JOB:
Show each line of the data below that has the string "screenshot" in it.

SUPPLIED MATERIAL:
+ + + + +
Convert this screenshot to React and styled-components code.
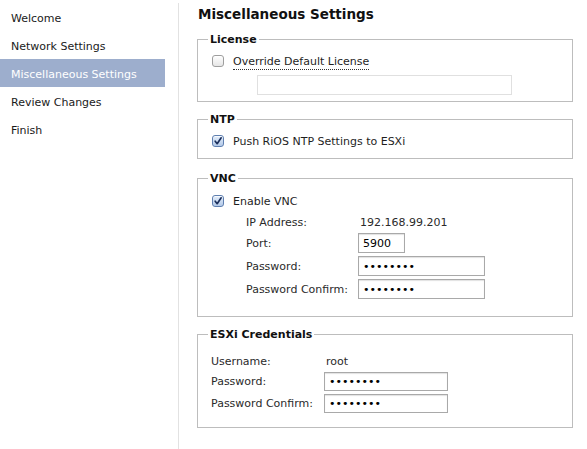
+ + + + +
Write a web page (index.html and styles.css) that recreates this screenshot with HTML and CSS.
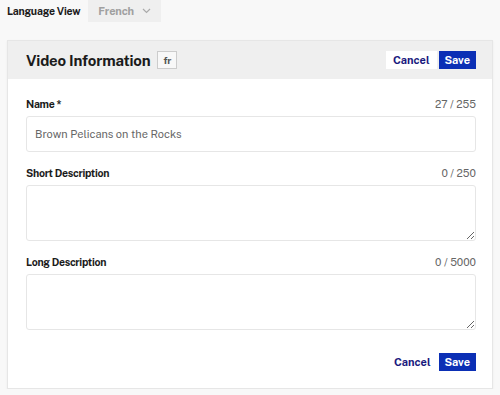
+ + + + +
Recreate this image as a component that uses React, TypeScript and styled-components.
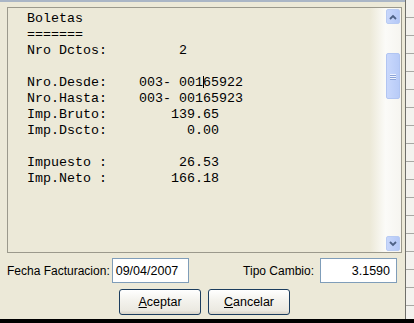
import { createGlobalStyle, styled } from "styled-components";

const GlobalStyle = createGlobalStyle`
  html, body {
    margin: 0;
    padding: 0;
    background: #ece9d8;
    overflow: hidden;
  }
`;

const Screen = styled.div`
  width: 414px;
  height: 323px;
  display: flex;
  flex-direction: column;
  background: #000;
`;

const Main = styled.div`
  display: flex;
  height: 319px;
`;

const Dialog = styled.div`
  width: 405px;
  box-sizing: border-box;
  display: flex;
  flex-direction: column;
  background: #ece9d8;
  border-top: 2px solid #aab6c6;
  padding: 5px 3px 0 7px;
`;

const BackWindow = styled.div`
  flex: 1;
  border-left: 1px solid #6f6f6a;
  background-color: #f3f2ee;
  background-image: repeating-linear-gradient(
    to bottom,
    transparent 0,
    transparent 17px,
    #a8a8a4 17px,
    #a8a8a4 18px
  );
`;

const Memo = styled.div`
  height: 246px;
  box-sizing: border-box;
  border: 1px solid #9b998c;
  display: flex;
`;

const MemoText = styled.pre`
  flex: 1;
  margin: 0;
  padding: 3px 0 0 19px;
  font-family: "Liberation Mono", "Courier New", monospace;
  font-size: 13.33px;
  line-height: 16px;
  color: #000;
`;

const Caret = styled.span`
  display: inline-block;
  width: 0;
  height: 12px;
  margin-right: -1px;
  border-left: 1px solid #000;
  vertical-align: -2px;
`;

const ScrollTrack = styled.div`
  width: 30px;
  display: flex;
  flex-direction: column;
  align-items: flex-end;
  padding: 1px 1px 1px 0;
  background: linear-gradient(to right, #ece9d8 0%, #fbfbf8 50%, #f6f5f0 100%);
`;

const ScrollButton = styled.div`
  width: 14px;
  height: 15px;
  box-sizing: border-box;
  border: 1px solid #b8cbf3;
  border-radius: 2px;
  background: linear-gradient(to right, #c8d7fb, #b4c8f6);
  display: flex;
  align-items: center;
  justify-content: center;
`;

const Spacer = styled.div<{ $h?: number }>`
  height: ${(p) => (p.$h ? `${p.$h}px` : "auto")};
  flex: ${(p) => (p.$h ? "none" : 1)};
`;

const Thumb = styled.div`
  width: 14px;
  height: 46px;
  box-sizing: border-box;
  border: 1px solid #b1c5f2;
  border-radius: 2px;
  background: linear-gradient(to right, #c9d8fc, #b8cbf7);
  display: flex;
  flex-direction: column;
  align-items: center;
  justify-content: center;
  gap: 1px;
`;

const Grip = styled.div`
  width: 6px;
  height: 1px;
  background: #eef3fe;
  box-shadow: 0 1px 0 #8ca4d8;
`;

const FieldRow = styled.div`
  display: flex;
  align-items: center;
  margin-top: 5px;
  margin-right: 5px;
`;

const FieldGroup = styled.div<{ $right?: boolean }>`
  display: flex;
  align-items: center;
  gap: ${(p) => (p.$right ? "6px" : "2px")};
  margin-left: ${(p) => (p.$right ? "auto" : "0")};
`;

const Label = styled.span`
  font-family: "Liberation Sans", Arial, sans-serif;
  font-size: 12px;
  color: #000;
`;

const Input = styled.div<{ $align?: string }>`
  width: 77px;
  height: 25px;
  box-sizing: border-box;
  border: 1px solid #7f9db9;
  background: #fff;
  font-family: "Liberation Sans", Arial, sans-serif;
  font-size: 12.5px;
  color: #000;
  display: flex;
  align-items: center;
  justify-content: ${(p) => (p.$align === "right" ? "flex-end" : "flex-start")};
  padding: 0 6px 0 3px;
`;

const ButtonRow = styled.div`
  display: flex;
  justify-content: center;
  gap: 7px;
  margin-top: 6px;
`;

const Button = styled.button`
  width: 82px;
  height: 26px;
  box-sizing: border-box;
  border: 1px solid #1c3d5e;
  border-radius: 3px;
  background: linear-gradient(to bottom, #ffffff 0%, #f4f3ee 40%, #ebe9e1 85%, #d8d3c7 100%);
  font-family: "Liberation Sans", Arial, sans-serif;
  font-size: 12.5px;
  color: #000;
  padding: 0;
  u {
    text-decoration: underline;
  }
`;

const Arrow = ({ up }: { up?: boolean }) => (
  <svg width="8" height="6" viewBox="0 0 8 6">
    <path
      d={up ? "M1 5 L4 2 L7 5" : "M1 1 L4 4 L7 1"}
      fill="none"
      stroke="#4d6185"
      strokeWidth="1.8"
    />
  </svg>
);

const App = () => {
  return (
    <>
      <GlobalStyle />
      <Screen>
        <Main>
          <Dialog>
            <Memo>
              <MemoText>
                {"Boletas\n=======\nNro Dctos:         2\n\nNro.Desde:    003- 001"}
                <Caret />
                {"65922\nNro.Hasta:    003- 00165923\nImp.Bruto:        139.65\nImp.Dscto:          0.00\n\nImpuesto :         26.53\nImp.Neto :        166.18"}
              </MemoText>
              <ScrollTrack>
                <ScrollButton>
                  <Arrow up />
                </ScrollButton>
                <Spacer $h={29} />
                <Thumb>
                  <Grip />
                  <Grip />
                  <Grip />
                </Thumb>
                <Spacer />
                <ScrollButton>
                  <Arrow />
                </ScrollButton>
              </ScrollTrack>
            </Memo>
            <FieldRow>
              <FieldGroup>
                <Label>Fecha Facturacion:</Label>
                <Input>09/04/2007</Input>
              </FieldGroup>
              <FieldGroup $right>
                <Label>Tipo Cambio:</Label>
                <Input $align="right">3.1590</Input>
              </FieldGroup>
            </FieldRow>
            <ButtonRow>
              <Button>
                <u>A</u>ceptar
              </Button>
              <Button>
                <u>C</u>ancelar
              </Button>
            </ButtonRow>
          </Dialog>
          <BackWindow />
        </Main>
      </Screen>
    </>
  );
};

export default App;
+ + + + +
THE COMPLETED TASK:
Convert this screenshot to React and styled-components code.
Write a web page (index.html and styles.css) that recreates this screenshot with HTML and CSS.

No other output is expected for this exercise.